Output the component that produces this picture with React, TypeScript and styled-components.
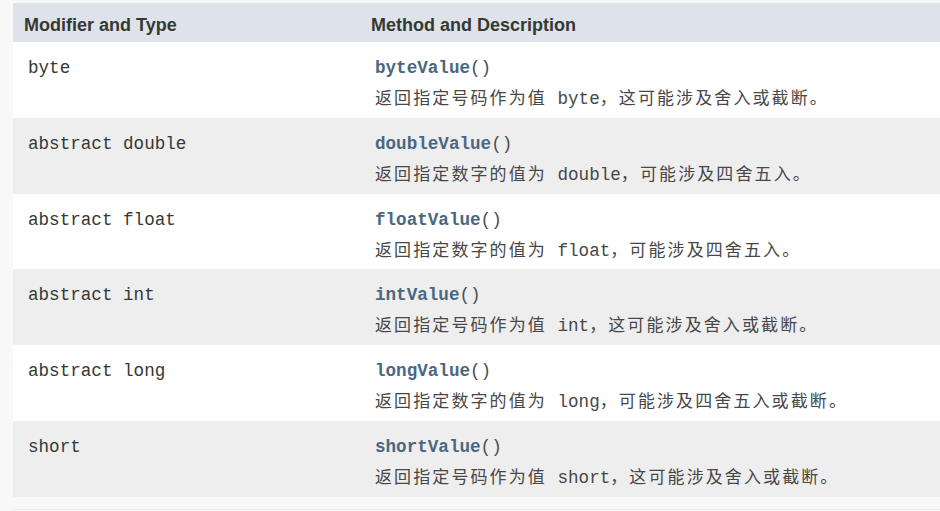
import styled, { createGlobalStyle } from "styled-components";

const GlobalStyle = createGlobalStyle`
  html, body {
    margin: 0;
    padding: 0;
    background: #f8f8f8;
  }
`;

const Page = styled.div`
  width: 940px;
  height: 511px;
  padding: 3px 0 0 13px;
  box-sizing: border-box;
  overflow: hidden;
  background: #f8f8f8;
`;

const Table = styled.table`
  width: 927px;
  border-collapse: collapse;
  border-spacing: 0;
`;

const HeadCell = styled.th<{ $first?: boolean }>`
  background: #dee3e9;
  color: #353833;
  font-family: "Liberation Sans", Arial, sans-serif;
  font-weight: bold;
  font-size: 18px;
  text-align: left;
  height: 39px;
  padding: 5px 0 0 11px;
  box-sizing: border-box;
  width: ${(p) => (p.$first ? "347px" : "auto")};
`;

const Row = styled.tr<{ $alt: boolean }>`
  background: ${(p) => (p.$alt ? "#eeeeef" : "#ffffff")};
`;

const Cell = styled.td`
  height: 75.8px;
  box-sizing: border-box;
  vertical-align: top;
  padding: 14px 0 0 15px;
  color: #353833;
  font-family: "Liberation Mono", "Courier New", "Noto Sans CJK SC", monospace;
  font-size: 17.6px;
  line-height: 25px;
`;

const MethodName = styled.div`
  color: #4a6782;
  font-weight: bold;
  font-family: "Liberation Mono", "Courier New", monospace;
`;

const Parens = styled.span`
  font-weight: normal;
  color: #4d4d4d;
`;

const Desc = styled.div`
  margin-top: 3px;
  color: #474747;
  font-family: "Liberation Mono", "Courier New", "Noto Sans CJK SC", monospace;
  white-space: nowrap;
`;

const Cjk = styled.span`
  font-family: "Noto Sans CJK SC", sans-serif;
  font-size: 17px;
  letter-spacing: 2.1px;
`;

const Footer = styled.div`
  margin-top: 12px;
  border-top: 1px solid #ededed;
`;

const rows = [
  { type: "byte", name: "byteValue", pre: "返回指定号码作为值", kw: "byte", post: "，这可能涉及舍入或截断。" },
  { type: "abstract double", name: "doubleValue", pre: "返回指定数字的值为", kw: "double", post: "，可能涉及四舍五入。" },
  { type: "abstract float", name: "floatValue", pre: "返回指定数字的值为", kw: "float", post: "，可能涉及四舍五入。" },
  { type: "abstract int", name: "intValue", pre: "返回指定号码作为值", kw: "int", post: "，这可能涉及舍入或截断。" },
  { type: "abstract long", name: "longValue", pre: "返回指定数字的值为", kw: "long", post: "，可能涉及四舍五入或截断。" },
  { type: "short", name: "shortValue", pre: "返回指定号码作为值", kw: "short", post: "，这可能涉及舍入或截断。" },
];

export default function App() {
  return (
    <Page>
      <GlobalStyle />
      <Table>
        <thead>
          <tr>
            <HeadCell $first>Modifier and Type</HeadCell>
            <HeadCell>Method and Description</HeadCell>
          </tr>
        </thead>
        <tbody>
          {rows.map((r, i) => (
            <Row key={r.name} $alt={i % 2 === 1}>
              <Cell>{r.type}</Cell>
              <Cell>
                <MethodName>
                  {r.name}
                  <Parens>()</Parens>
                </MethodName>
                <Desc>
                  <Cjk>{r.pre}</Cjk> {r.kw}
                  <Cjk>{r.post}</Cjk>
                </Desc>
              </Cell>
            </Row>
          ))}
        </tbody>
      </Table>
      <Footer />
    </Page>
  );
}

* _WORK TO DO_
Reproduce each line exactly, please, except for any pictures.

* _ANSWER TO THE TASK_
Output the component that produces this picture with React, TypeScript and styled-components.
import styled, { createGlobalStyle } from "styled-components";

const GlobalStyle = createGlobalStyle`
  html, body {
    margin: 0;
    padding: 0;
    background: #f8f8f8;
  }
`;

const Page = styled.div`
  width: 940px;
  height: 511px;
  padding: 3px 0 0 13px;
  box-sizing: border-box;
  overflow: hidden;
  background: #f8f8f8;
`;

const Table = styled.table`
  width: 927px;
  border-collapse: collapse;
  border-spacing: 0;
`;

const HeadCell = styled.th<{ $first?: boolean }>`
  background: #dee3e9;
  color: #353833;
  font-family: "Liberation Sans", Arial, sans-serif;
  font-weight: bold;
  font-size: 18px;
  text-align: left;
  height: 39px;
  padding: 5px 0 0 11px;
  box-sizing: border-box;
  width: ${(p) => (p.$first ? "347px" : "auto")};
`;

const Row = styled.tr<{ $alt: boolean }>`
  background: ${(p) => (p.$alt ? "#eeeeef" : "#ffffff")};
`;

const Cell = styled.td`
  height: 75.8px;
  box-sizing: border-box;
  vertical-align: top;
  padding: 14px 0 0 15px;
  color: #353833;
  font-family: "Liberation Mono", "Courier New", "Noto Sans CJK SC", monospace;
  font-size: 17.6px;
  line-height: 25px;
`;

const MethodName = styled.div`
  color: #4a6782;
  font-weight: bold;
  font-family: "Liberation Mono", "Courier New", monospace;
`;

const Parens = styled.span`
  font-weight: normal;
  color: #4d4d4d;
`;

const Desc = styled.div`
  margin-top: 3px;
  color: #474747;
  font-family: "Liberation Mono", "Courier New", "Noto Sans CJK SC", monospace;
  white-space: nowrap;
`;

const Cjk = styled.span`
  font-family: "Noto Sans CJK SC", sans-serif;
  font-size: 17px;
  letter-spacing: 2.1px;
`;

const Footer = styled.div`
  margin-top: 12px;
  border-top: 1px solid #ededed;
`;

const rows = [
  { type: "byte", name: "byteValue", pre: "返回指定号码作为值", kw: "byte", post: "，这可能涉及舍入或截断。" },
  { type: "abstract double", name: "doubleValue", pre: "返回指定数字的值为", kw: "double", post: "，可能涉及四舍五入。" },
  { type: "abstract float", name: "floatValue", pre: "返回指定数字的值为", kw: "float", post: "，可能涉及四舍五入。" },
  { type: "abstract int", name: "intValue", pre: "返回指定号码作为值", kw: "int", post: "，这可能涉及舍入或截断。" },
  { type: "abstract long", name: "longValue", pre: "返回指定数字的值为", kw: "long", post: "，可能涉及四舍五入或截断。" },
  { type: "short", name: "shortValue", pre: "返回指定号码作为值", kw: "short", post: "，这可能涉及舍入或截断。" },
];

export default function App() {
  return (
    <Page>
      <GlobalStyle />
      <Table>
        <thead>
          <tr>
            <HeadCell $first>Modifier and Type</HeadCell>
            <HeadCell>Method and Description</HeadCell>
          </tr>
        </thead>
        <tbody>
          {rows.map((r, i) => (
            <Row key={r.name} $alt={i % 2 === 1}>
              <Cell>{r.type}</Cell>
              <Cell>
                <MethodName>
                  {r.name}
                  <Parens>()</Parens>
                </MethodName>
                <Desc>
                  <Cjk>{r.pre}</Cjk> {r.kw}
                  <Cjk>{r.post}</Cjk>
                </Desc>
              </Cell>
            </Row>
          ))}
        </tbody>
      </Table>
      <Footer />
    </Page>
  );
}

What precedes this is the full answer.